Dramatic Shift in Pakistan’s Politics; ‘A Post Election Anaylsis’
Being an analyst of unsettled Pakistani politics, I am very well convinced that the conventional politics in this country is going to take a dramatic shift after the upcoming elections of 2018 in Pakistan. To make this certain, the power quarters of the State using the democratic moves this time, have stopped all the possible ways of political alignment between the two major parties as there is no doubt that Pakistan is politically polarized today and there are serious questions about the integrity of the leadership of the two major political Parties. (PML-N & PPP).
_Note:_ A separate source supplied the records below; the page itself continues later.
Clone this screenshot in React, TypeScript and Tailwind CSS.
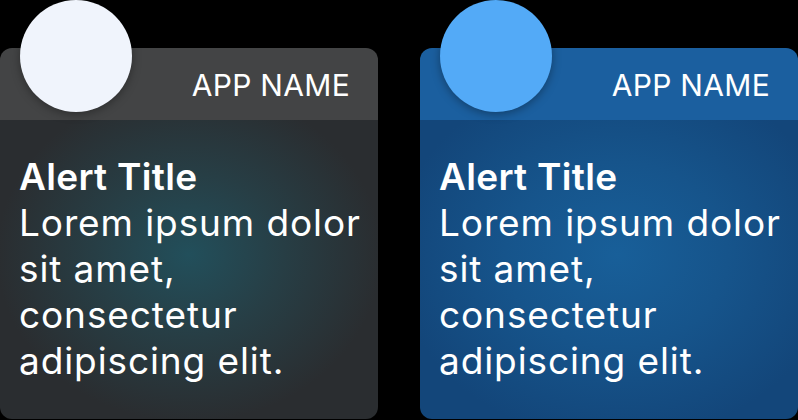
const font = { fontFamily: 'Inter, "Noto Sans", sans-serif' };

type Variant = 'dark' | 'blue';

function AlertCard({ variant }: { variant: Variant }) {
  const dark = variant === 'dark';
  return (
    <div className="relative w-[378px] pt-[48px]">
      <div
        className={
          'absolute left-[20px] top-0 w-[112px] h-[112px] rounded-full shadow-[0_2px_10px_rgba(0,0,0,0.35)] ' +
          (dark ? 'bg-[#f0f4fc]' : 'bg-[#53aaf7]')
        }
      />
      <div className="rounded-[12px] overflow-hidden h-[371px] flex flex-col">
        <div
          className={
            'h-[72px] flex items-center justify-end pr-[28px] ' +
            (dark ? 'bg-[#434445]' : 'bg-[#1b5f9f]')
          }
        >
          <span className="text-white text-[30px] tracking-[0.3px] pt-[2px]">APP NAME</span>
        </div>
        <div
          className={
            'flex-1 pl-[19px] pr-[10px] pt-[34px] text-white ' +
            (dark
              ? 'bg-[radial-gradient(ellipse_at_50%_45%,#224f5b_0%,#273e45_35%,#2a2d30_72%)]'
              : 'bg-[radial-gradient(ellipse_at_52%_45%,#185f99_0%,#16548b_40%,#13467a_80%)]')
          }
        >
          <div className="text-[37px] leading-[46px] font-semibold tracking-[0.3px]">Alert Title</div>
          <div className="text-[37px] leading-[46px] tracking-[0.9px]">
            Lorem ipsum dolor sit amet, consectetur adipiscing elit.
          </div>
        </div>
      </div>
    </div>
  );
}

export default function App() {
  return (
    <div className="w-[798px] h-[420px] bg-black flex gap-[42px] overflow-hidden" style={font}>
      <AlertCard variant="dark" />
      <AlertCard variant="blue" />
    </div>
  );
}
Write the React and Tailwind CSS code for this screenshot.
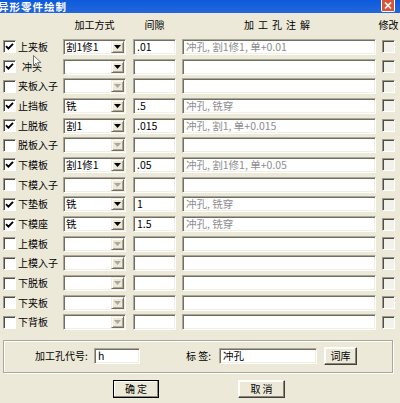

Thus, the dice are very much loaded in Imran’s favour only because he is still not tried and tested in the federal politics yet and, short of a great electoral surprise, he is likely to be the next prime minister of Pakistan. The recent series of extra ordinary events have also sent out a clear signal to the country’s ruling class that the traditional politics is over in this country; hence it would be futile to support such operators in the current scenario.
However, at the same time the last 3 weeks in the political frame of the country had seriously damaged Imran’s politically struggle of two decades due to the public perception of favoritism from the concern quarters, ofcourse this will not hinder his way to lead the country this time but it is very much obvious that he has to face a strong opposition because of his ‘controversial debut’ in the federal politics and in order to carry a smooth sail he will need to take PPP onboard at some point. Without the help of such a democratic force Imran’s survival in the traditional Pakistani politics will be on stake and this will be the biggest test case for PTI soon after polls i.e. how the party will manage to get PPP’s support without compromising their stance on corruption as the upcoming general elections will most likely lead to a hung parliament. In the absence of alliances, it will be a challenge for any political party to form a government in Punjab mainly, where the PML-N has traditionally maintained a stronghold.
However, the senate elections suggest that opposition parties may be headed towards forming coalitions in time for the general elections, where religious parties and independent candidates remain important players. In such a fragmented political climate, the majority seat holders will still need support from smaller regional and religious parties to form a cohesive government in Punjab.
Another significant development is the emerging cooperation between Chaudhry Shujaat Hussain’s PML-Q and the PTI. Hussain’s PML-Q played a critical role as kingmaker for almost a decade during the Musharraf era, as it aligned itself with the then-President, and has reciprocally supported the PTI during the recent senate elections.
Although the Sharif family wields considerable influence in Punjab, the rise of the religious right could easily create problems for the PML-N. The revival of MuttahidaMajlis-e-Amal (MMA), an alliance of religion-affiliated political parties, fronted by the Jamaat-e-Islami (JI) and Jamaat Ulema-e-Islami (JUI), who contested the 2002 elections, managing to attain the third-highest number of votes ahead of the PML-N in parliament, would also contribute well for the downfall of Sharif’s Empire in Punjab. The MMA’s performance during the two previous elections has made religious political parties realize that “there is strength in unity,” hence their decision to form an alliance ahead of the 2018 elections, allowing like-minded parties to attain a majoritywherever possible, instead of contesting separately and attaining a smaller support base, as a result. These parties have chosen to band together in response to the leftist, secular parties’ unwillingness to align themselves with religious parties, and more extremist factions popping up in provinces like Baluchistan.
Whereas the new factions in the religious politics with their popular slogan ‘pain di siri – Head of the sister’ is also going to prevail in few districts of Punjab massively and Mr. Rizvi &Company will definitely get his shares in centre this time and most likely the people of Pakistan will soon hear the popular slogan ‘pain di siri – Head of the sister’ in the forth coming parliament this time.
Punjab’s electorate swings are always towards the power epicenter;therefore the winning horses with local clout, ‘electables’, have also been shifted towards PTI, thereby denuding the support that Sharif and his party enjoyed.
However in the light of the present circumstance one thing is very clear that whoever wins the election will not face an easy time as the next government will have to arrest the economic crisis that faces the country. The rupee has been in a free-fall, there is a balance of payments crisis and Pakistan has to resort to a stringent IMF programme that will come with a host of conditions that may initially squeeze economic as well as the democratic growth of the country.
Furthermore, the recent spate of violence has indicated that terrorism will be a major challenge again. With an unstable situation in Afghanistan and skirmishes on the India-Pakistan borders, the next government will be in an unenviable position.
Despite of all, it is for sure that July 25th would be an historic day in many aspects that will mark only the country’s second ever democratic transition of power along with a dramatic political shuffle in the country.